## Input rows:
──────────────────────────────
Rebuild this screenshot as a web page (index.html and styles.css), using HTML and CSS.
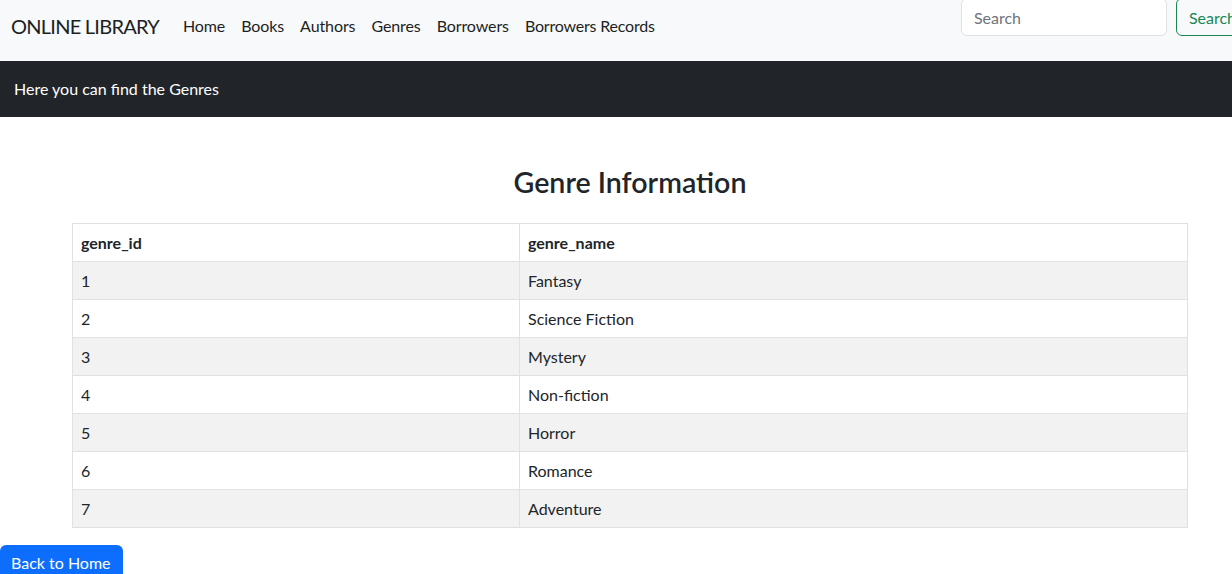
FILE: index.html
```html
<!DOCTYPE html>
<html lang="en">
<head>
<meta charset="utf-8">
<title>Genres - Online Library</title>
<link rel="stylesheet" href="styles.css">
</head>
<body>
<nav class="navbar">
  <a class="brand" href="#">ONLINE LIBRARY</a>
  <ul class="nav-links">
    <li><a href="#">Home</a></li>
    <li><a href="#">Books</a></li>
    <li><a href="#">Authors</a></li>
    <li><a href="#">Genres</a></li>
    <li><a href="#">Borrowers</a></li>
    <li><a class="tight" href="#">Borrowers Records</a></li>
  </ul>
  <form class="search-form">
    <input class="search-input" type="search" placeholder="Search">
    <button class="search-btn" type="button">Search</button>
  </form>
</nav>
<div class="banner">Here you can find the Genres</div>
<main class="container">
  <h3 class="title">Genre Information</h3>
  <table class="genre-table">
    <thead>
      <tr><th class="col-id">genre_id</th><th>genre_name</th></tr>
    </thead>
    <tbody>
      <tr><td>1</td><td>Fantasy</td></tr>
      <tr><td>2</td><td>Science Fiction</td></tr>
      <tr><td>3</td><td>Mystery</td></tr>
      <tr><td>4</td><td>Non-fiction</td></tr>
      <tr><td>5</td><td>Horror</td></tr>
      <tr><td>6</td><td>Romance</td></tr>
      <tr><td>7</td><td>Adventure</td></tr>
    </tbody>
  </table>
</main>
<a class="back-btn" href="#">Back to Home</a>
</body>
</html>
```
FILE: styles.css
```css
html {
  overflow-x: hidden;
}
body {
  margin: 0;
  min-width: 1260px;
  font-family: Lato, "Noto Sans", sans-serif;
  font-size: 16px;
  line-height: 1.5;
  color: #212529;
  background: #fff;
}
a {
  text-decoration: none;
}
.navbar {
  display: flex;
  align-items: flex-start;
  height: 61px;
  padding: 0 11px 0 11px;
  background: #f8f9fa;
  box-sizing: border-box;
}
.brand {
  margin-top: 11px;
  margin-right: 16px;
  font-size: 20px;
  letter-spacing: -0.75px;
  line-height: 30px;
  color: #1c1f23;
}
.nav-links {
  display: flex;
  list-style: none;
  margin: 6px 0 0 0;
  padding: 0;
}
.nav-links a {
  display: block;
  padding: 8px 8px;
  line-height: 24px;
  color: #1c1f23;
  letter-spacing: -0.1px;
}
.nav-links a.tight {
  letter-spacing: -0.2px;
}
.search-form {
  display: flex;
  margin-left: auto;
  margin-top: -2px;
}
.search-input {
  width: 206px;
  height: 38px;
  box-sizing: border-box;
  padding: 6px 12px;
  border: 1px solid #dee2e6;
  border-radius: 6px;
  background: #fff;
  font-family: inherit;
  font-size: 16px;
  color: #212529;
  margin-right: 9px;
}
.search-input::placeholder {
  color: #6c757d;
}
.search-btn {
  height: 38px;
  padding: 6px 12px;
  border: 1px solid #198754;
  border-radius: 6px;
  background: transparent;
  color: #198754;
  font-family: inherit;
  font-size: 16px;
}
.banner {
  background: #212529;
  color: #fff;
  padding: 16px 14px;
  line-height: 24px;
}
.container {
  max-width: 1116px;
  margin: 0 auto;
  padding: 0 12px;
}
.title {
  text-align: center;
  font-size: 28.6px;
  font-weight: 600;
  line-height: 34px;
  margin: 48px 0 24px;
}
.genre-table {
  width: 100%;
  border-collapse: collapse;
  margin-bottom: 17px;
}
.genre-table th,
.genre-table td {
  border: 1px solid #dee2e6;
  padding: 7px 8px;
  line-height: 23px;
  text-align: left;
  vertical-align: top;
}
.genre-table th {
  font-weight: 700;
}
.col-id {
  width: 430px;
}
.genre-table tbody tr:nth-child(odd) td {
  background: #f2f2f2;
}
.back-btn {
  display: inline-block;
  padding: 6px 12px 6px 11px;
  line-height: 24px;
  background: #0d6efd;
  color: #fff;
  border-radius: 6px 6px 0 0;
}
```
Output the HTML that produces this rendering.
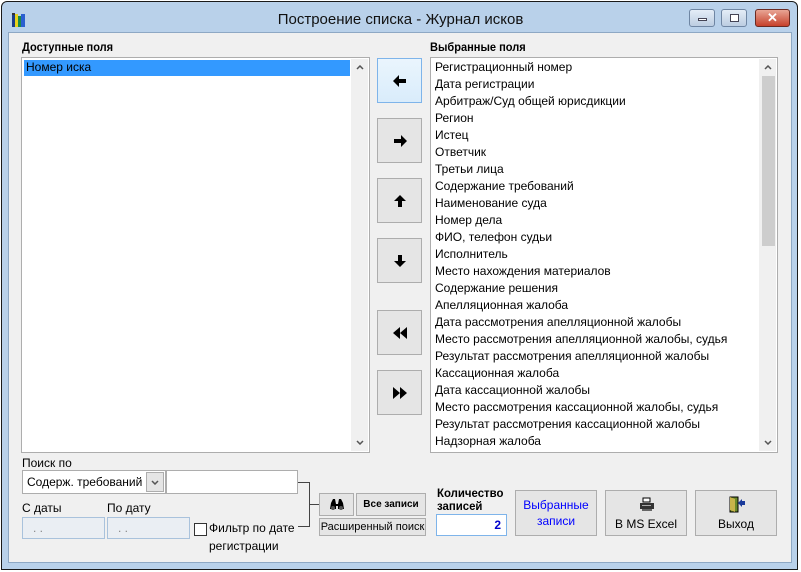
──────────────────────────────
## Job:
Please transcribe the material above exactly as written. Leave the pictures out.

## Exercise solution:
Rebuild this screenshot as a web page (index.html and styles.css), using HTML and CSS.
FILE: index.html
```html
<!DOCTYPE html>
<html lang="en">
<head>
<meta charset="utf-8">
<title>Genres - Online Library</title>
<link rel="stylesheet" href="styles.css">
</head>
<body>
<nav class="navbar">
  <a class="brand" href="#">ONLINE LIBRARY</a>
  <ul class="nav-links">
    <li><a href="#">Home</a></li>
    <li><a href="#">Books</a></li>
    <li><a href="#">Authors</a></li>
    <li><a href="#">Genres</a></li>
    <li><a href="#">Borrowers</a></li>
    <li><a class="tight" href="#">Borrowers Records</a></li>
  </ul>
  <form class="search-form">
    <input class="search-input" type="search" placeholder="Search">
    <button class="search-btn" type="button">Search</button>
  </form>
</nav>
<div class="banner">Here you can find the Genres</div>
<main class="container">
  <h3 class="title">Genre Information</h3>
  <table class="genre-table">
    <thead>
      <tr><th class="col-id">genre_id</th><th>genre_name</th></tr>
    </thead>
    <tbody>
      <tr><td>1</td><td>Fantasy</td></tr>
      <tr><td>2</td><td>Science Fiction</td></tr>
      <tr><td>3</td><td>Mystery</td></tr>
      <tr><td>4</td><td>Non-fiction</td></tr>
      <tr><td>5</td><td>Horror</td></tr>
      <tr><td>6</td><td>Romance</td></tr>
      <tr><td>7</td><td>Adventure</td></tr>
    </tbody>
  </table>
</main>
<a class="back-btn" href="#">Back to Home</a>
</body>
</html>
```
FILE: styles.css
```css
html {
  overflow-x: hidden;
}
body {
  margin: 0;
  min-width: 1260px;
  font-family: Lato, "Noto Sans", sans-serif;
  font-size: 16px;
  line-height: 1.5;
  color: #212529;
  background: #fff;
}
a {
  text-decoration: none;
}
.navbar {
  display: flex;
  align-items: flex-start;
  height: 61px;
  padding: 0 11px 0 11px;
  background: #f8f9fa;
  box-sizing: border-box;
}
.brand {
  margin-top: 11px;
  margin-right: 16px;
  font-size: 20px;
  letter-spacing: -0.75px;
  line-height: 30px;
  color: #1c1f23;
}
.nav-links {
  display: flex;
  list-style: none;
  margin: 6px 0 0 0;
  padding: 0;
}
.nav-links a {
  display: block;
  padding: 8px 8px;
  line-height: 24px;
  color: #1c1f23;
  letter-spacing: -0.1px;
}
.nav-links a.tight {
  letter-spacing: -0.2px;
}
.search-form {
  display: flex;
  margin-left: auto;
  margin-top: -2px;
}
.search-input {
  width: 206px;
  height: 38px;
  box-sizing: border-box;
  padding: 6px 12px;
  border: 1px solid #dee2e6;
  border-radius: 6px;
  background: #fff;
  font-family: inherit;
  font-size: 16px;
  color: #212529;
  margin-right: 9px;
}
.search-input::placeholder {
  color: #6c757d;
}
.search-btn {
  height: 38px;
  padding: 6px 12px;
  border: 1px solid #198754;
  border-radius: 6px;
  background: transparent;
  color: #198754;
  font-family: inherit;
  font-size: 16px;
}
.banner {
  background: #212529;
  color: #fff;
  padding: 16px 14px;
  line-height: 24px;
}
.container {
  max-width: 1116px;
  margin: 0 auto;
  padding: 0 12px;
}
.title {
  text-align: center;
  font-size: 28.6px;
  font-weight: 600;
  line-height: 34px;
  margin: 48px 0 24px;
}
.genre-table {
  width: 100%;
  border-collapse: collapse;
  margin-bottom: 17px;
}
.genre-table th,
.genre-table td {
  border: 1px solid #dee2e6;
  padding: 7px 8px;
  line-height: 23px;
  text-align: left;
  vertical-align: top;
}
.genre-table th {
  font-weight: 700;
}
.col-id {
  width: 430px;
}
.genre-table tbody tr:nth-child(odd) td {
  background: #f2f2f2;
}
.back-btn {
  display: inline-block;
  padding: 6px 12px 6px 11px;
  line-height: 24px;
  background: #0d6efd;
  color: #fff;
  border-radius: 6px 6px 0 0;
}
```
Output the HTML that produces this rendering.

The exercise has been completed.